رسالة من جيل فيرن الى بيير-جيل هيتزل

1866

Parbleu, mon cher maître, j’avais besoin de votre lettre pour me fouetter le sang ! Cela m’a mis tout en rumeur. Vous avez bien fait de m’écrire cela. Cependant, je me hâte de vous dire : soyez certain que l’intérêt ne baissera pas. Seulement, au sortir des événements dramatiques qui signalent la fin du premier volume, je dois retomber dans un calme relatif. C’est même nécessaire, mais cela ne durera pas.

Accordé que je suis une bête qui me [sic] flanque des éloges à moi-même [sic] par la bouche de mes [sic] personnages. Je vais à cet endroit leur clore le bec de la bonne façon.

Quant aux négligences de style, j’en ai reconnu, et de fortes, mais elles étaient déjà réparées sur les placards que j’ai en mains. (Une parenthèse ici, mon cher hetzel.

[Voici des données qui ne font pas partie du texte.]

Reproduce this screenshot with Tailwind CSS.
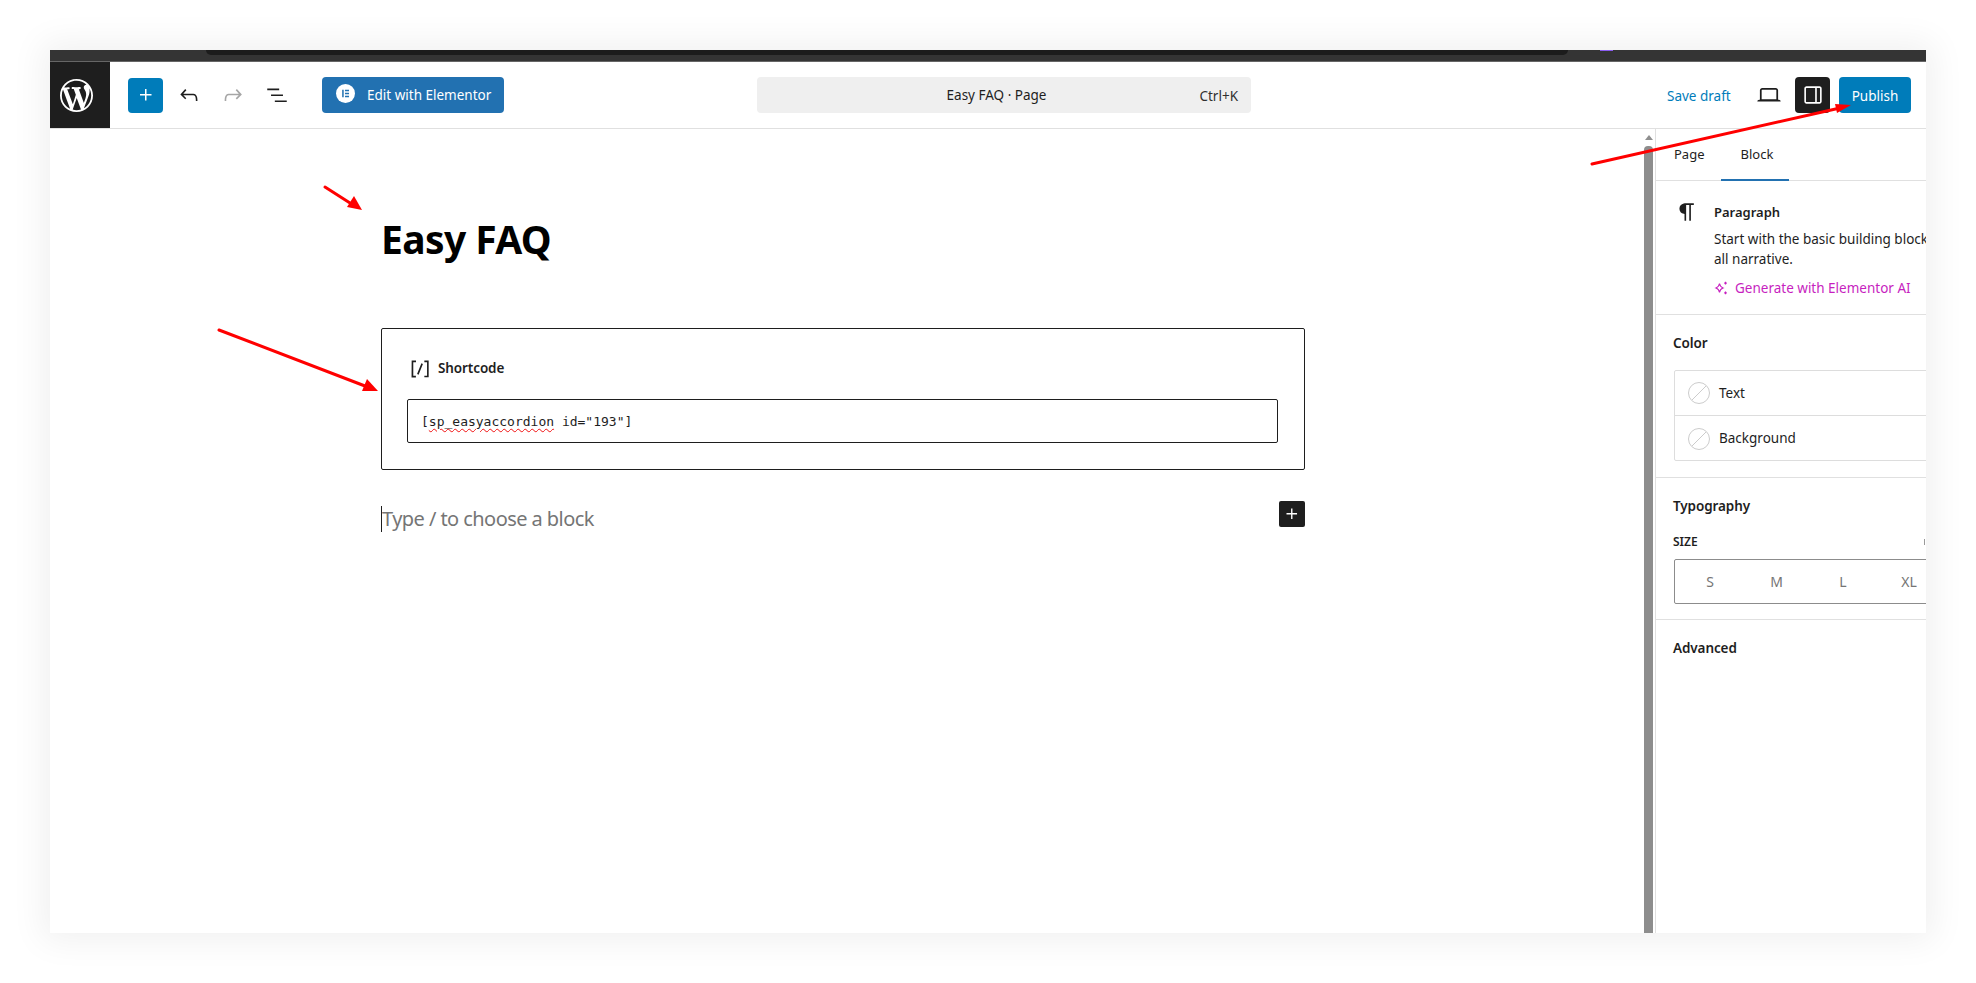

Je ne m’arrange point du tout pout que vous ne lisiez pas sur ma copie. Au contraire. Je vous avais fait une belle copie bien propre. Mais vous avez trouvé l’écriture trop fine, il a donc fallu faire composer. Toute la première partie du second volume est ainsi, mais la seconde est écrite en demi-gros, exprès pour vous).

Je vous prie donc de croire qu’au fond, cet ouvrage-là dans la forme surtout sera beaucoup plus soigné que les autres. De cela je vous réponds. Voyez le premier volume, et certainement les autres ne lui seront point inférieurs.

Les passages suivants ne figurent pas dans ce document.